As we’ve reported in the past, Defendants using ringless voicemails have seen their chances of defeating TCPA suits dwindle and then recover some. After three straight district court losses, the founder of VoApps—makers of the DirectDrop ringless voicemail product—got personally involved and began supplying declarations explaining how the technology does not trip the TCPA. This appeared to be the best possible shot Defendants could take at arguing ringless voicemails are not covered by the TCPA.

Well, one court just rejected this “best shot” and ringless voicemail technology—at least as a TCPA compliance solution— is really on the ropes as a result.

In Gurzi v.
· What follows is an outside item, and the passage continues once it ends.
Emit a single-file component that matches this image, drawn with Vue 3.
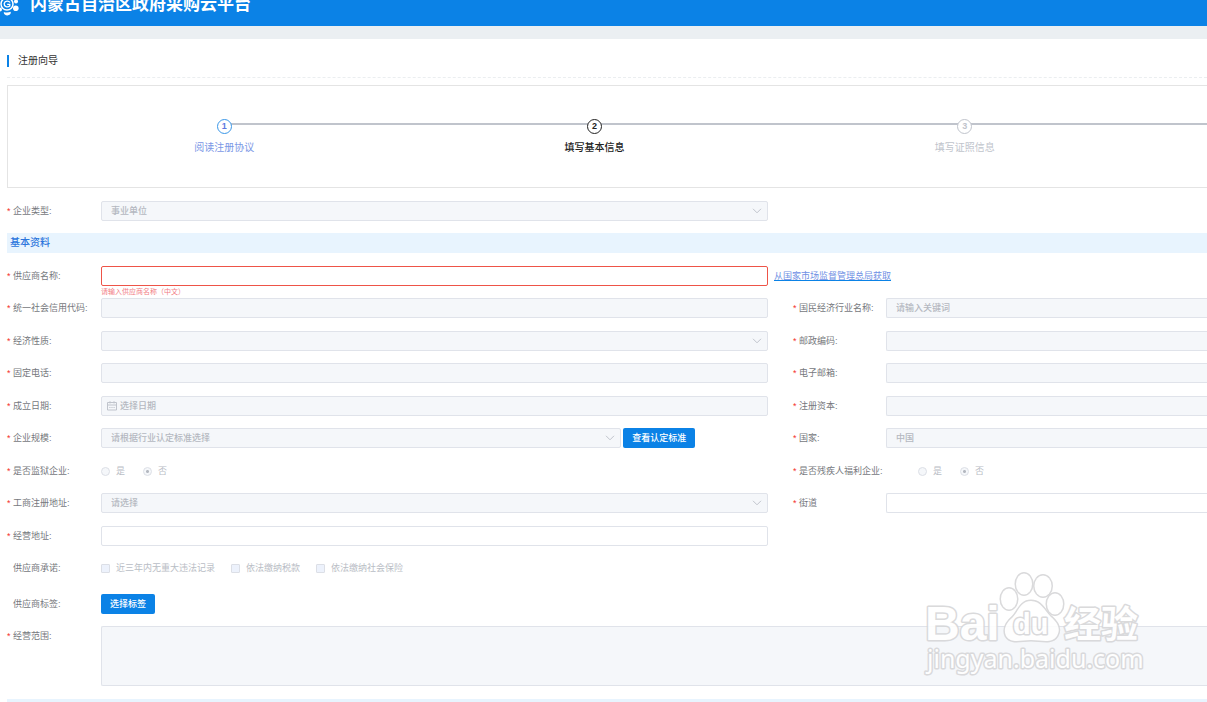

Penn Credit, Case No: 6:19-cv-823-Orl-31EJK2020 U.S. Dist. LEXIS 56582 (M.D. Fl. March 30, 2020) the Defendant moved for summary judgment arguing that ringless voicemails do not trigger the TCPA. Unlike many past challenges the Defendant did not just make the argument that voicemail is a Title III information service—a terrible (IMO) argument that never went anywhere—but actually made the (stronger) argument that the ringless voicemail platform never actually makes a call to a number assigned to a wireless carrier. As such, the call does not—it seems—trigger TCPA coverage in the context of informational calls.

Nonetheless, the Gurzi court rejected Defendant’s argument finding that it exalted form (i.e. the words of the statute) over substance (i.e. the intent of the statute.)(Where have we seen that argument before?) In the Court’s view the fact that the Plaintiff’s cell phone number was used to help direct a message that could be retrieved by Plaintiff on his physical cellular handset is sufficient. The end.

While the Gurzi opinion is fairly lengthy the analysis is a bit thin and is certainly unrewarding for TCPA defendants. Despite Gurzi’s assertion that the statutory text covers RVM, the analysis never really explains why that is. Instead the reasoning seems to tacitly concede that the statute’s express language does not cover RVM messages, but that the intent of Congress and related-FCC rulings suggest a more expansive application of the TCPA is warranted in this context. The best news for Defendants, then, may be the lack of heft in the analysis here—the window is still cracked open, notwithstanding Gurzi’ attempt to slam it shut.

We’ll keep an eye on all ringless voicemail developments folks.